The data below should be restated word for word, with every picture omitted.

### Data extract
>>>
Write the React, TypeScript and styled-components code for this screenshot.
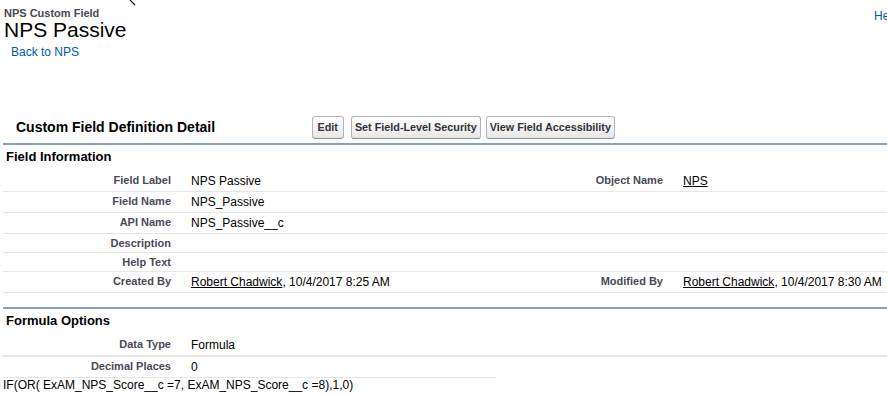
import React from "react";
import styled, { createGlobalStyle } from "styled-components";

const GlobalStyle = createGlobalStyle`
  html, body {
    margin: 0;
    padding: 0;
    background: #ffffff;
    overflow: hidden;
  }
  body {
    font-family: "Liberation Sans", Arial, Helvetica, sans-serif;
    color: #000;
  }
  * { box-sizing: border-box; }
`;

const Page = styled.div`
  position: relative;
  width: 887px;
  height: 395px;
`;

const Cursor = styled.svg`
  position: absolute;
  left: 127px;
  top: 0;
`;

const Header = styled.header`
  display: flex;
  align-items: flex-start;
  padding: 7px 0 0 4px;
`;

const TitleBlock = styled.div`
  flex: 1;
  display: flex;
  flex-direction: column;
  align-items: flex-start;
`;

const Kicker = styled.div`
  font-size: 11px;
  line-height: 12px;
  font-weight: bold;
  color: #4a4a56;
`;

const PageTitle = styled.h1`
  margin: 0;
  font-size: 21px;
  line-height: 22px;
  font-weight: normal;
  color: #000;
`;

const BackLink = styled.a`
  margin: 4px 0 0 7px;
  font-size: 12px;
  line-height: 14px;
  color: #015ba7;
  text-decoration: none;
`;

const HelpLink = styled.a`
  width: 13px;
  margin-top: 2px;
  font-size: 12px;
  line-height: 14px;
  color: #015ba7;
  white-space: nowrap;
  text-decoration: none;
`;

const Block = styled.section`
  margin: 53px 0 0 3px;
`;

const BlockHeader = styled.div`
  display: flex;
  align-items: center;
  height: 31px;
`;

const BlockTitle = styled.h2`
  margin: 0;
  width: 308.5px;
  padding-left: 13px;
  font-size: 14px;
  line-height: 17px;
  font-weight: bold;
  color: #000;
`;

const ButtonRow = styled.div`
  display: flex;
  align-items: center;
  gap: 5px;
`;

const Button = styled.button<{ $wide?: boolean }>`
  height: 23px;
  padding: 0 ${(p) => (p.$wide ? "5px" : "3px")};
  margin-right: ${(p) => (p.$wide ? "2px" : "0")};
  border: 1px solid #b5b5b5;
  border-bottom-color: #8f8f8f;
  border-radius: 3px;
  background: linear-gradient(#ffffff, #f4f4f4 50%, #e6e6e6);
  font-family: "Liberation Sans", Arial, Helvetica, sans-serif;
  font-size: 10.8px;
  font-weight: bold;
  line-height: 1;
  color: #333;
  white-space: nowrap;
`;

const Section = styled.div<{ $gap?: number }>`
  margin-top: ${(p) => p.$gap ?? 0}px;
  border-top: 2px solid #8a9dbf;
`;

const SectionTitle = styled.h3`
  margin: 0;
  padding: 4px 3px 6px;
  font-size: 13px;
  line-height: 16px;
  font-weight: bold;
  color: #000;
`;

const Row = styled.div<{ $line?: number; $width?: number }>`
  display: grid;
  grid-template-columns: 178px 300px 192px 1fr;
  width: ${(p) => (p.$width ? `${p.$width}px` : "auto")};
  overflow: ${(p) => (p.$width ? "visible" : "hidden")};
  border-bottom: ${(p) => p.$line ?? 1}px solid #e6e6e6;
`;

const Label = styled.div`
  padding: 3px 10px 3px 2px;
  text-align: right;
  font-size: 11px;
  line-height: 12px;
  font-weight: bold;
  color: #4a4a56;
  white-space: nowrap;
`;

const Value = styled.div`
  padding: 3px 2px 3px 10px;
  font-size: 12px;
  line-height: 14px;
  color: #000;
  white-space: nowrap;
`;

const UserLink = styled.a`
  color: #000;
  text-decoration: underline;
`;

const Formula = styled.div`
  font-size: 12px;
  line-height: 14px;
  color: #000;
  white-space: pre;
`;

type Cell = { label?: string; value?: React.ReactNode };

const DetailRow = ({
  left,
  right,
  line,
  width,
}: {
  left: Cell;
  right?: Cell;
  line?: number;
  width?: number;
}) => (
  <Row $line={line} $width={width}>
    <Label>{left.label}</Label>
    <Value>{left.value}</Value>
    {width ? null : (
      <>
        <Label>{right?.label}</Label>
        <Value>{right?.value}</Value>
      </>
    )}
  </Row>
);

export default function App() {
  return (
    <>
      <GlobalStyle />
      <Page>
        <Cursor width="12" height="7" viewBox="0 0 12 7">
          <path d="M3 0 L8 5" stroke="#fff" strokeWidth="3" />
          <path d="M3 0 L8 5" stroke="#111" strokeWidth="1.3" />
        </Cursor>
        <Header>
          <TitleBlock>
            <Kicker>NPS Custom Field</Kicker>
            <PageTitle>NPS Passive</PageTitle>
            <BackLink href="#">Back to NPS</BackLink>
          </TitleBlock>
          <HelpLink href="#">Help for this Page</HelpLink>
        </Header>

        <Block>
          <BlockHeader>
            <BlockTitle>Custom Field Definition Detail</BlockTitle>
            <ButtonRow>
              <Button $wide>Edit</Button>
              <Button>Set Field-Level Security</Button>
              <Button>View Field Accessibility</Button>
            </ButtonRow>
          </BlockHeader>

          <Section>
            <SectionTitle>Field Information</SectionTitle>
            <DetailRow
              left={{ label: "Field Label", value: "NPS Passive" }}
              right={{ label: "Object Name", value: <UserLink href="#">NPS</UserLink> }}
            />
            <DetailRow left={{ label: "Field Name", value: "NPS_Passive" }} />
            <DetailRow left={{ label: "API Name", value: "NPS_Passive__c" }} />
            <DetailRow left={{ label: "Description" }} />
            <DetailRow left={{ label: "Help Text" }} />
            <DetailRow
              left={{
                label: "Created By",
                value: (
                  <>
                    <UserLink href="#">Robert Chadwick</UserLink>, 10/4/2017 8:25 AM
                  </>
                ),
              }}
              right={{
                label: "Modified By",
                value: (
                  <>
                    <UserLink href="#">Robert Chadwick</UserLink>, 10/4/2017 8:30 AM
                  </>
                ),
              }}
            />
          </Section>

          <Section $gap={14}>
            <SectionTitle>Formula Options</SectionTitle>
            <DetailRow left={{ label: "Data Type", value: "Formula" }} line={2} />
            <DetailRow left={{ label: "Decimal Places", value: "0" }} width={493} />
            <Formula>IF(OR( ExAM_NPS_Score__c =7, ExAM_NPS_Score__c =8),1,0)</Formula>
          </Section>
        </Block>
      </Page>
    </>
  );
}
<<<
### Answer to this exercise
Write the React, TypeScript and styled-components code for this screenshot.
import React from "react";
import styled, { createGlobalStyle } from "styled-components";

const GlobalStyle = createGlobalStyle`
  html, body {
    margin: 0;
    padding: 0;
    background: #ffffff;
    overflow: hidden;
  }
  body {
    font-family: "Liberation Sans", Arial, Helvetica, sans-serif;
    color: #000;
  }
  * { box-sizing: border-box; }
`;

const Page = styled.div`
  position: relative;
  width: 887px;
  height: 395px;
`;

const Cursor = styled.svg`
  position: absolute;
  left: 127px;
  top: 0;
`;

const Header = styled.header`
  display: flex;
  align-items: flex-start;
  padding: 7px 0 0 4px;
`;

const TitleBlock = styled.div`
  flex: 1;
  display: flex;
  flex-direction: column;
  align-items: flex-start;
`;

const Kicker = styled.div`
  font-size: 11px;
  line-height: 12px;
  font-weight: bold;
  color: #4a4a56;
`;

const PageTitle = styled.h1`
  margin: 0;
  font-size: 21px;
  line-height: 22px;
  font-weight: normal;
  color: #000;
`;

const BackLink = styled.a`
  margin: 4px 0 0 7px;
  font-size: 12px;
  line-height: 14px;
  color: #015ba7;
  text-decoration: none;
`;

const HelpLink = styled.a`
  width: 13px;
  margin-top: 2px;
  font-size: 12px;
  line-height: 14px;
  color: #015ba7;
  white-space: nowrap;
  text-decoration: none;
`;

const Block = styled.section`
  margin: 53px 0 0 3px;
`;

const BlockHeader = styled.div`
  display: flex;
  align-items: center;
  height: 31px;
`;

const BlockTitle = styled.h2`
  margin: 0;
  width: 308.5px;
  padding-left: 13px;
  font-size: 14px;
  line-height: 17px;
  font-weight: bold;
  color: #000;
`;

const ButtonRow = styled.div`
  display: flex;
  align-items: center;
  gap: 5px;
`;

const Button = styled.button<{ $wide?: boolean }>`
  height: 23px;
  padding: 0 ${(p) => (p.$wide ? "5px" : "3px")};
  margin-right: ${(p) => (p.$wide ? "2px" : "0")};
  border: 1px solid #b5b5b5;
  border-bottom-color: #8f8f8f;
  border-radius: 3px;
  background: linear-gradient(#ffffff, #f4f4f4 50%, #e6e6e6);
  font-family: "Liberation Sans", Arial, Helvetica, sans-serif;
  font-size: 10.8px;
  font-weight: bold;
  line-height: 1;
  color: #333;
  white-space: nowrap;
`;

const Section = styled.div<{ $gap?: number }>`
  margin-top: ${(p) => p.$gap ?? 0}px;
  border-top: 2px solid #8a9dbf;
`;

const SectionTitle = styled.h3`
  margin: 0;
  padding: 4px 3px 6px;
  font-size: 13px;
  line-height: 16px;
  font-weight: bold;
  color: #000;
`;

const Row = styled.div<{ $line?: number; $width?: number }>`
  display: grid;
  grid-template-columns: 178px 300px 192px 1fr;
  width: ${(p) => (p.$width ? `${p.$width}px` : "auto")};
  overflow: ${(p) => (p.$width ? "visible" : "hidden")};
  border-bottom: ${(p) => p.$line ?? 1}px solid #e6e6e6;
`;

const Label = styled.div`
  padding: 3px 10px 3px 2px;
  text-align: right;
  font-size: 11px;
  line-height: 12px;
  font-weight: bold;
  color: #4a4a56;
  white-space: nowrap;
`;

const Value = styled.div`
  padding: 3px 2px 3px 10px;
  font-size: 12px;
  line-height: 14px;
  color: #000;
  white-space: nowrap;
`;

const UserLink = styled.a`
  color: #000;
  text-decoration: underline;
`;

const Formula = styled.div`
  font-size: 12px;
  line-height: 14px;
  color: #000;
  white-space: pre;
`;

type Cell = { label?: string; value?: React.ReactNode };

const DetailRow = ({
  left,
  right,
  line,
  width,
}: {
  left: Cell;
  right?: Cell;
  line?: number;
  width?: number;
}) => (
  <Row $line={line} $width={width}>
    <Label>{left.label}</Label>
    <Value>{left.value}</Value>
    {width ? null : (
      <>
        <Label>{right?.label}</Label>
        <Value>{right?.value}</Value>
      </>
    )}
  </Row>
);

export default function App() {
  return (
    <>
      <GlobalStyle />
      <Page>
        <Cursor width="12" height="7" viewBox="0 0 12 7">
          <path d="M3 0 L8 5" stroke="#fff" strokeWidth="3" />
          <path d="M3 0 L8 5" stroke="#111" strokeWidth="1.3" />
        </Cursor>
        <Header>
          <TitleBlock>
            <Kicker>NPS Custom Field</Kicker>
            <PageTitle>NPS Passive</PageTitle>
            <BackLink href="#">Back to NPS</BackLink>
          </TitleBlock>
          <HelpLink href="#">Help for this Page</HelpLink>
        </Header>

        <Block>
          <BlockHeader>
            <BlockTitle>Custom Field Definition Detail</BlockTitle>
            <ButtonRow>
              <Button $wide>Edit</Button>
              <Button>Set Field-Level Security</Button>
              <Button>View Field Accessibility</Button>
            </ButtonRow>
          </BlockHeader>

          <Section>
            <SectionTitle>Field Information</SectionTitle>
            <DetailRow
              left={{ label: "Field Label", value: "NPS Passive" }}
              right={{ label: "Object Name", value: <UserLink href="#">NPS</UserLink> }}
            />
            <DetailRow left={{ label: "Field Name", value: "NPS_Passive" }} />
            <DetailRow left={{ label: "API Name", value: "NPS_Passive__c" }} />
            <DetailRow left={{ label: "Description" }} />
            <DetailRow left={{ label: "Help Text" }} />
            <DetailRow
              left={{
                label: "Created By",
                value: (
                  <>
                    <UserLink href="#">Robert Chadwick</UserLink>, 10/4/2017 8:25 AM
                  </>
                ),
              }}
              right={{
                label: "Modified By",
                value: (
                  <>
                    <UserLink href="#">Robert Chadwick</UserLink>, 10/4/2017 8:30 AM
                  </>
                ),
              }}
            />
          </Section>

          <Section $gap={14}>
            <SectionTitle>Formula Options</SectionTitle>
            <DetailRow left={{ label: "Data Type", value: "Formula" }} line={2} />
            <DetailRow left={{ label: "Decimal Places", value: "0" }} width={493} />
            <Formula>IF(OR( ExAM_NPS_Score__c =7, ExAM_NPS_Score__c =8),1,0)</Formula>
          </Section>
        </Block>
      </Page>
    </>
  );
}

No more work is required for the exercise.